2. Religious Hermeneutics
a. Torah Exegesis (515 bce-70ce.): “A common use of the word hermeneutics refers to a process of scriptural interpretation. Its earliest example is however found not in the written texts, but in the Jewish Oral Tradition dated to the Second Temple era (515 BCE - 70 CE) that later became the Talmud.” Codified by Hillel the Elder and Rabbi Ishmael, which constituted “the first record of hermeneutic rules in the world, through the exegetic interpretation of Biblical texts.” [w]
b. Aristotle of Stageira (384-322 b.c.)— “’Words spoken are symbols or signs (symbola) of affections or impressions (pathemata) of the soul (psyche); written words are the signs of words spoken. . . As writing, so also is speech not the same for all races of men. . . But the mental affections themselves, of which these words are primarily signs (semeia), are the same for the whole of mankind, as are also the objects (pragmata) of which those affections are representations or likenesses, images, copies (homoiomata).’—Aristotle, On Interpretation, 1.16a4” [w] or the Greek Peri Hermeneias” or Latin De Interpretatione.

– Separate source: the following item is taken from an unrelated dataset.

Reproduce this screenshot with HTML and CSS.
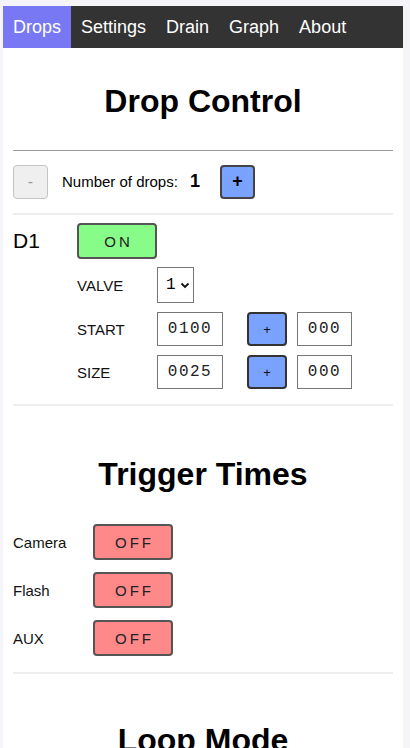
FILE: index.html
```
<!DOCTYPE html>
<html>
<head>
<meta charset="utf-8">
<link rel="stylesheet" href="styles.css">
</head>
<body>
<div class="page">
  <nav class="nav">
    <a class="tab active">Drops</a>
    <a class="tab">Settings</a>
    <a class="tab">Drain</a>
    <a class="tab">Graph</a>
    <a class="tab">About</a>
  </nav>
  <main class="content">
    <h1 class="title">Drop Control</h1>
    <hr class="rule">
    <div class="count-row">
      <button class="sq-btn disabled">-</button>
      <span class="count-label">Number of drops:</span>
      <span class="count-val">1</span>
      <button class="sq-btn blue">+</button>
    </div>
    <div class="sep"></div>
    <div class="drop">
      <div class="drop-name">D1</div>
      <div class="drop-body">
        <button class="toggle on">ON</button>
        <div class="field-row">
          <span class="flabel">VALVE</span>
          <div class="select">1<svg width="10" height="7" viewBox="0 0 10 7"><path d="M1.5 1.5 L5 5 L8.5 1.5" fill="none" stroke="#111" stroke-width="1.8"/></svg></div>
        </div>
        <div class="field-row">
          <span class="flabel">START</span>
          <div class="num">0100</div>
          <button class="small-btn">+</button>
          <div class="num short">000</div>
        </div>
        <div class="field-row">
          <span class="flabel">SIZE</span>
          <div class="num">0025</div>
          <button class="small-btn">+</button>
          <div class="num short">000</div>
        </div>
      </div>
    </div>
    <div class="sep"></div>
    <h1 class="title title2">Trigger Times</h1>
    <div class="trig-list">
      <div class="trig"><span class="tlabel">Camera</span><button class="toggle off">OFF</button></div>
      <div class="trig"><span class="tlabel">Flash</span><button class="toggle off">OFF</button></div>
      <div class="trig"><span class="tlabel">AUX</span><button class="toggle off">OFF</button></div>
    </div>
    <div class="sep"></div>
    <h1 class="title title3">Loop Mode</h1>
  </main>
</div>
</body>
</html>
```
FILE: styles.css
```
html, body { margin: 0; padding: 0; }
body {
  background: #f5f5f9;
  font-family: "Liberation Sans", Arial, sans-serif;
  color: #000;
  overflow: hidden;
  height: 748px;
}
.page {
  margin: 6px 7px 0 3px;
  background: #fff;
  height: 742px;
  overflow: hidden;
}
.nav {
  display: flex;
  background: #333333;
  height: 42px;
  align-items: stretch;
}
.tab {
  color: #fff;
  font-size: 18px;
  padding: 0 10px;
  display: flex;
  align-items: center;
}
.tab.active { background: #7878f4; }
.content { padding: 0 10px; }
.title {
  font-size: 32px;
  font-weight: bold;
  text-align: center;
  margin: 0;
  padding-top: 35px;
  height: 67px;
  line-height: 36px;
}
.rule {
  border: 0;
  border-top: 1px solid #999;
  margin: 0;
}
.count-row {
  display: flex;
  align-items: center;
  height: 61px;
  padding-bottom: 1px;
}
.sq-btn {
  width: 35px;
  height: 34px;
  border-radius: 4px;
  font-family: "Liberation Sans", Arial, sans-serif;
  font-size: 16px;
  padding: 0;
}
.sq-btn.disabled {
  background: #efefef;
  border: 1px solid #c4c4c4;
  color: #999;
}
.sq-btn.blue {
  background: #7aa2ff;
  border: 2px solid #444;
  color: #000;
  font-weight: bold;
  font-size: 18px;
  margin-left: 13px;
}
.count-label { font-size: 15px; margin-left: 14px; }
.count-val { font-size: 18px; font-weight: bold; margin-left: 12px; width: 17px; }
.sep { height: 2px; background: #eeeeee; }
.drop {
  display: flex;
  padding: 8px 0 15px;
}
.drop-name {
  width: 64px;
  font-size: 21px;
  padding-top: 6px;
}
.drop-body { display: flex; flex-direction: column; }
.toggle {
  width: 80px;
  height: 36px;
  border: 2px solid #555;
  border-radius: 4px;
  font-family: "Liberation Sans", Arial, sans-serif;
  font-size: 15px;
  letter-spacing: 3px;
  padding: 0 0 0 3px;
  color: #222;
}
.toggle.on { background: #88fc88; }
.toggle.off { background: #ff8888; }
.drop-body .toggle { margin-bottom: 8px; }
.field-row {
  display: flex;
  align-items: center;
  margin-bottom: 9px;
}
.field-row:last-child { margin-bottom: 0; }
.flabel { width: 80px; font-size: 15px; color: #111; }
.select {
  width: 37px;
  height: 36px;
  border: 1px solid #767676;
  box-sizing: border-box;
  display: flex;
  align-items: center;
  padding-left: 8px;
  gap: 4px;
  font-family: "Liberation Mono", monospace;
  font-size: 16px;
}
.num {
  width: 66px;
  height: 34px;
  border: 1px solid #767676;
  box-sizing: border-box;
  display: flex;
  align-items: center;
  justify-content: center;
  font-family: "Liberation Mono", monospace;
  font-size: 16px;
  letter-spacing: 1.5px;
  color: #222;
}
.num.short { width: 55px; }
.small-btn {
  width: 40px;
  height: 34px;
  margin: 0 10px 0 24px;
  background: #7aa2ff;
  border: 2px solid #333;
  border-radius: 4px;
  font-size: 13px;
  padding: 0;
  color: #111;
}
.title2 { padding-top: 50px; height: 60px; }
.trig-list { padding: 8px 0 16px; display: flex; flex-direction: column; gap: 12px; }
.trig { display: flex; align-items: center; }
.tlabel { width: 80px; font-size: 15px; color: #111; }
.title3 { padding-top: 48px; }
```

c. “Against the Catholic insistence on church authority and tradition in matters of understanding and interpreting the Holy Scriptures, which was reaffirmed at the Council of Trent in 1546, the Protestant reformers advanced the principles of perspicuity—perspicuitas—and of the self-sufficiency of the holy text.” [mv p. 2] (perspicuous = clearly expressed)
3. Other Renaissance Developments
a. Philology—“The resurgence of interest in the study of the classical texts from Greek and Roman antiquity [and Arabic in Hebraic texts] . . . to establish the authenticity of a given text . . . and . . . reconstruct as much as possible its original and correct version.” [mv p. 2]

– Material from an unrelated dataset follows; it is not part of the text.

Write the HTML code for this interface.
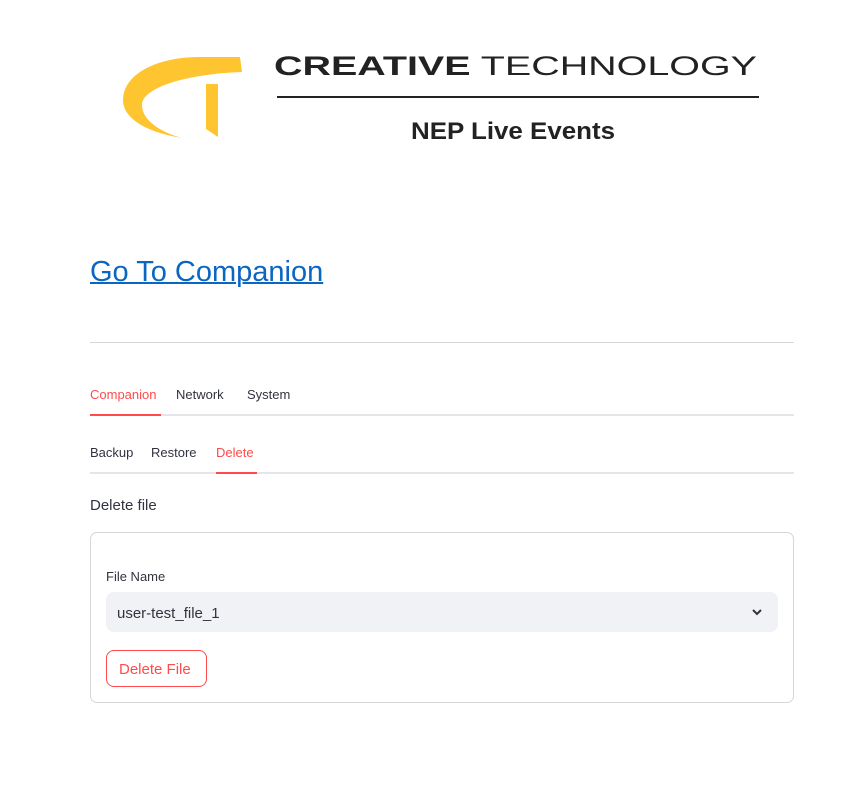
<!DOCTYPE html>
<html><head><style>
body{margin:0;background:#fff;font-family:"Liberation Sans",sans-serif;color:#31333f;}
.a{position:absolute;white-space:nowrap}
</style></head><body>
<svg class="a" style="left:0;top:0" width="867" height="160">
<path d="M182 138 C145 132 123 118 123 100 C123 75 155 57 200 57 L240 57 L242 72 C185 74 142 88 142 105 C142 120 160 132 182 138 Z" fill="#FFC531"/>
<path d="M206 84 L218 84 L218 137 L206 129 Z" fill="#FFC531"/>
<text x="274" y="75" font-family="Liberation Sans" font-size="27" fill="#222" textLength="483" lengthAdjust="spacingAndGlyphs"><tspan font-weight="bold">CREATIVE</tspan> TECHNOLOGY</text>
<rect x="277" y="96" width="482" height="2" fill="#222"/>
<text x="411" y="139" font-family="Liberation Sans" font-weight="bold" font-size="24" fill="#222" textLength="204" lengthAdjust="spacingAndGlyphs">NEP Live Events</text>
</svg>
<div class="a" style="left:90px;top:256px;font-size:29px;color:#0b66c2;text-decoration:underline;text-decoration-thickness:2px">Go To Companion</div>
<div class="a" style="left:90px;top:342px;width:704px;height:1px;background:#d6d6d9"></div>
<div class="a" style="left:90px;top:414px;width:704px;height:2px;background:#e6e6ea"></div>
<div class="a" style="left:90px;top:414px;width:71px;height:2px;background:#ff4b4b"></div>
<div class="a" style="left:90px;top:387px;font-size:13px;color:#ff4b4b">Companion</div>
<div class="a" style="left:176px;top:387px;font-size:13px">Network</div>
<div class="a" style="left:247px;top:387px;font-size:13px">System</div>
<div class="a" style="left:90px;top:472px;width:704px;height:2px;background:#e6e6ea"></div>
<div class="a" style="left:216px;top:472px;width:41px;height:2px;background:#ff4b4b"></div>
<div class="a" style="left:90px;top:445px;font-size:13px">Backup</div>
<div class="a" style="left:151px;top:445px;font-size:13px">Restore</div>
<div class="a" style="left:216px;top:445px;font-size:13px;color:#ff4b4b">Delete</div>
<div class="a" style="left:90px;top:497px;font-size:15px">Delete file</div>
<div class="a" style="left:90px;top:532px;width:702px;height:169px;border:1px solid #d6d6d9;border-radius:7px"></div>
<div class="a" style="left:106px;top:569px;font-size:13px">File Name</div>
<div class="a" style="left:106px;top:592px;width:672px;height:40px;background:#f0f2f6;border-radius:8px"></div>
<div class="a" style="left:117px;top:605px;font-size:15px">user-test_file_1</div>
<svg class="a" style="left:750px;top:605px" width="14" height="14"><path d="M3 5 L7 9 L11 5" stroke="#31333f" stroke-width="2" fill="none"/></svg>
<div class="a" style="left:106px;top:650px;width:99px;height:35px;border:1px solid #ff4b4b;border-radius:8px;"></div>
<div class="a" style="left:119px;top:661px;font-size:15px;color:#ff4b4b">Delete File</div>
</body></html>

b. Jurisprudence—The revival of interest in Roman law, which began during the so-called twelfth-century Renaissance in Italy with the concomitant efforts of scholars to elucidate the Code of Justinian (A.D. 533), led to the development of a special hermeneutics of jurisprudence.” [mv p. 3]
c. Philosophy—“Finally, with the desire of Enlightenment philosophers to proceed everywhere from certain principles and to systematize all human knowledge, hermeneutics became a province of philosophy. [following Aristotle who] viewed hermeneutics . . . as belonging to the domain of logic. . . . Although the claim for universality of twentieth-century philosophical hermeneutics radically differs from the Enlightenment position, thinkers like Heidegger and Gadamer in some fundamental respect still follow the example of their eighteenth-century predecessors. Thus, for Gadamer general hermeneutics is part of philosophy because it transcends the confines of individual discipline and deals instead with their foundations.” [mv pp. 3-4]
4. Philosophical Hermeneutics—“begins explicitly with the primacy of Being, with our dependency on ‘the given,’ on nature, language, culture, tradition, and social practices. This starting point accords well with the social and ecological concerns of the age. Its basic postulate, human finitude, the limitations of temporal existence, recalls a broadly religious awareness.” [c p. 7]
a. Basic Features
i. “The energy once devoted to a science of interpretation has been dissipated by the failure of its proponents to advance a compelling method for stabilizing text interpretation. Too many of its key categories—‘intention,’ for example—have become marginal in an intellectual climate very much aware of the impact of the un-, non-, and pre-conscious on all human activities. Moreover, the aspirations for certain knowledge in the human sciences to rival the natural sciences appears misplaced now that natural science itself is generally construed as a succession of paradigms, not a progressive refining of a single interpretation. Post-Kuhnian thought is no longer in awe of the natural sciences.” [c p. 7]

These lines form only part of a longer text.